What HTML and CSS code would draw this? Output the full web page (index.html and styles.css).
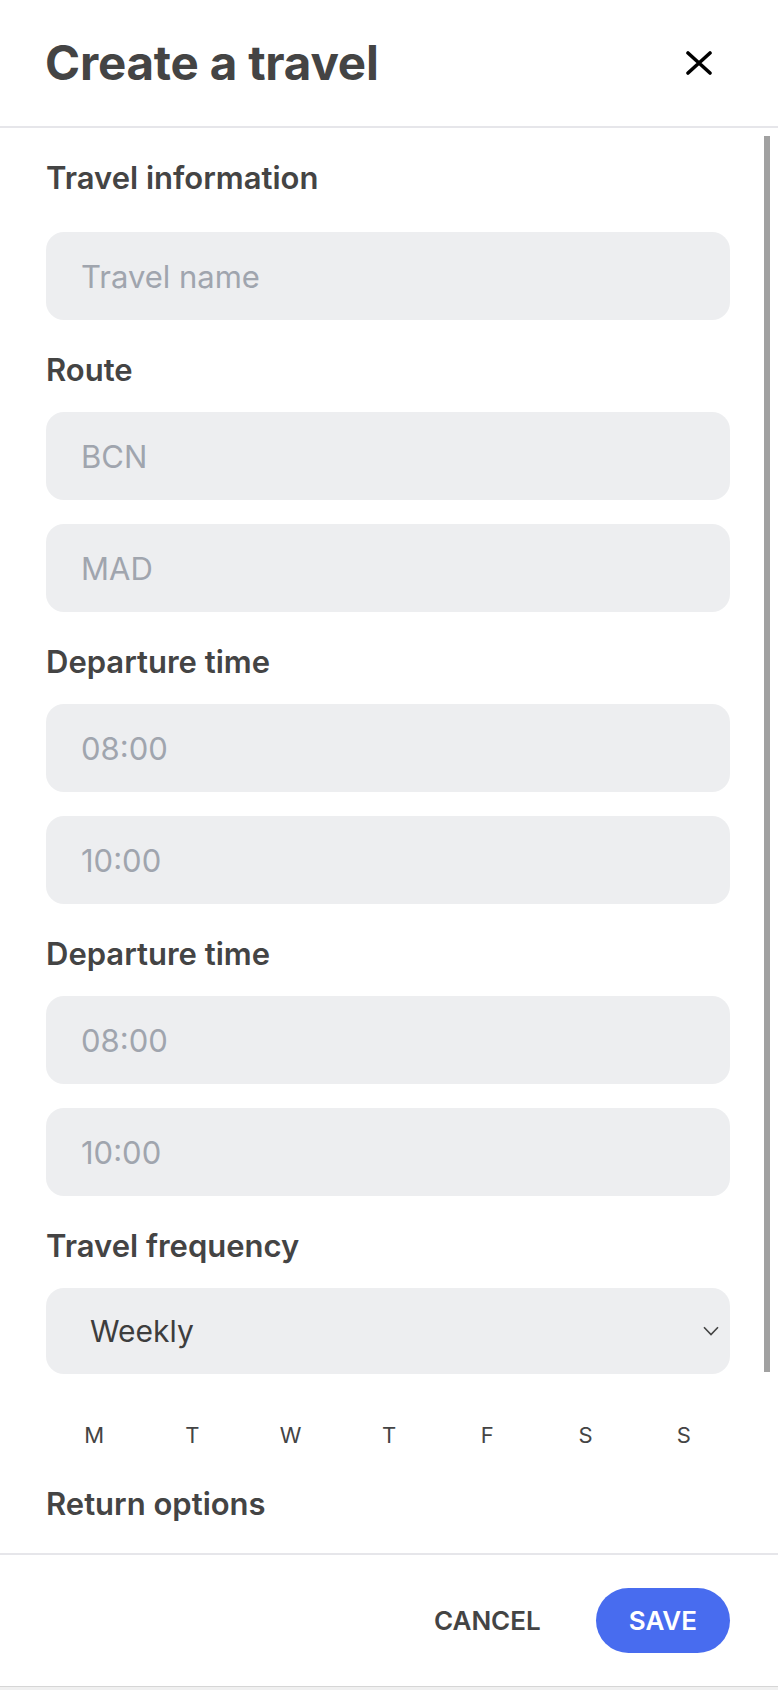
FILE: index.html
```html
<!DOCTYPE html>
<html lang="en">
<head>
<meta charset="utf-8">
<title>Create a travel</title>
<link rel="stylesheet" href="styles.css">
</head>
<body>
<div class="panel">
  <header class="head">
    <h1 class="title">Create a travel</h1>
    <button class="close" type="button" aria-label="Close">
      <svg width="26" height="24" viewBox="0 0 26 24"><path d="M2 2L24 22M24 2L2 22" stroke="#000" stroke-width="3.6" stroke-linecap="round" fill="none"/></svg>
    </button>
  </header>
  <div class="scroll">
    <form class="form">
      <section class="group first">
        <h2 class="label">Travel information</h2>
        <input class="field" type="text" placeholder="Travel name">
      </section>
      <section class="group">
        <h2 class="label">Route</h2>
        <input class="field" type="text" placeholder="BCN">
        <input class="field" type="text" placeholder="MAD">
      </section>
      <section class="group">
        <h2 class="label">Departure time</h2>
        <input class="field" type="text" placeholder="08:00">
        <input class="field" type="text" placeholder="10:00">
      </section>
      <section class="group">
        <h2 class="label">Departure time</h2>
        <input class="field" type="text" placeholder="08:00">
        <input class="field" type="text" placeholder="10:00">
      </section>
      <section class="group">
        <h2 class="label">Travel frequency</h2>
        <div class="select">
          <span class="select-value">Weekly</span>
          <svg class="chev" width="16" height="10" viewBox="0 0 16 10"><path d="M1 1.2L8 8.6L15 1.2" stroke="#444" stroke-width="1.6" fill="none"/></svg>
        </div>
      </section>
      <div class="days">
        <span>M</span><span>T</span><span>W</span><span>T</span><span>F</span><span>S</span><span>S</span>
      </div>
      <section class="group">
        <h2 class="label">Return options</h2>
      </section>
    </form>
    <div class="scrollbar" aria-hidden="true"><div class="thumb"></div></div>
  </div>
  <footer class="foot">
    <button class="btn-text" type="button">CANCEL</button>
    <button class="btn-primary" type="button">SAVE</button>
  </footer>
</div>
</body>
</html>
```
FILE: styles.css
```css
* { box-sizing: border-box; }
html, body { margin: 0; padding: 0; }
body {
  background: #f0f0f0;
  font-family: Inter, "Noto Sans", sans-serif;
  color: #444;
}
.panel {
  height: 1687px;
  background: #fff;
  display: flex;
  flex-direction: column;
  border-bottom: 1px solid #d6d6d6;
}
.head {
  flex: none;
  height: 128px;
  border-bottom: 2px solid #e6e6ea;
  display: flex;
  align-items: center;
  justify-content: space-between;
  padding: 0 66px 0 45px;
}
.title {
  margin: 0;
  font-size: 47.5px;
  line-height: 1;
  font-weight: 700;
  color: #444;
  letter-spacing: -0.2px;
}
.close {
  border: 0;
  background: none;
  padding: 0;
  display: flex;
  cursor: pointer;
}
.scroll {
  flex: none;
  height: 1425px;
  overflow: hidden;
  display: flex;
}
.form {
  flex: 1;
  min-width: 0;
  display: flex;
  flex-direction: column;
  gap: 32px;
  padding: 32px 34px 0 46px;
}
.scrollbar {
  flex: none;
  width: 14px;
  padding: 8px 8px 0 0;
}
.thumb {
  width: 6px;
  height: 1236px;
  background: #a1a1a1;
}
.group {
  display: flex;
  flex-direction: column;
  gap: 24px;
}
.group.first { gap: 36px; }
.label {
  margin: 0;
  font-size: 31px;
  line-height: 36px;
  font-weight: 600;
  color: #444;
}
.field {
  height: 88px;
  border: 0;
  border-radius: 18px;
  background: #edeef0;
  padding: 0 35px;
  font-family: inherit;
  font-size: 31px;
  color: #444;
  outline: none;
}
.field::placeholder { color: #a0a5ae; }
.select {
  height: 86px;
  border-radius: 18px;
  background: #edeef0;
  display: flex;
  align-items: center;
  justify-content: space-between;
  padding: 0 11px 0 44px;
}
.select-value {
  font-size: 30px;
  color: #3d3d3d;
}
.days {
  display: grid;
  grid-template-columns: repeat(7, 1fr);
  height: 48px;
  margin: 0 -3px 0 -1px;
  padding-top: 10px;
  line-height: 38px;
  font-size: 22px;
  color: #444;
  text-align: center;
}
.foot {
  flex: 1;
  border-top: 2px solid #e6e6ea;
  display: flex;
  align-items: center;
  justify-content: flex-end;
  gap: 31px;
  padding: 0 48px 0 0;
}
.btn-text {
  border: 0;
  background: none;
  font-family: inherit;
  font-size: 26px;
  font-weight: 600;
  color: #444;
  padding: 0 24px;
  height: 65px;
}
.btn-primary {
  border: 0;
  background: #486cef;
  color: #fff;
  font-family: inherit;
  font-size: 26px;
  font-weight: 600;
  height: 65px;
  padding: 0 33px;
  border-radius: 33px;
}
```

# # # # #

### Short problem
Work through the data and report how many of its lines hold the word "styles", giving only the figure.

### Exercise output
3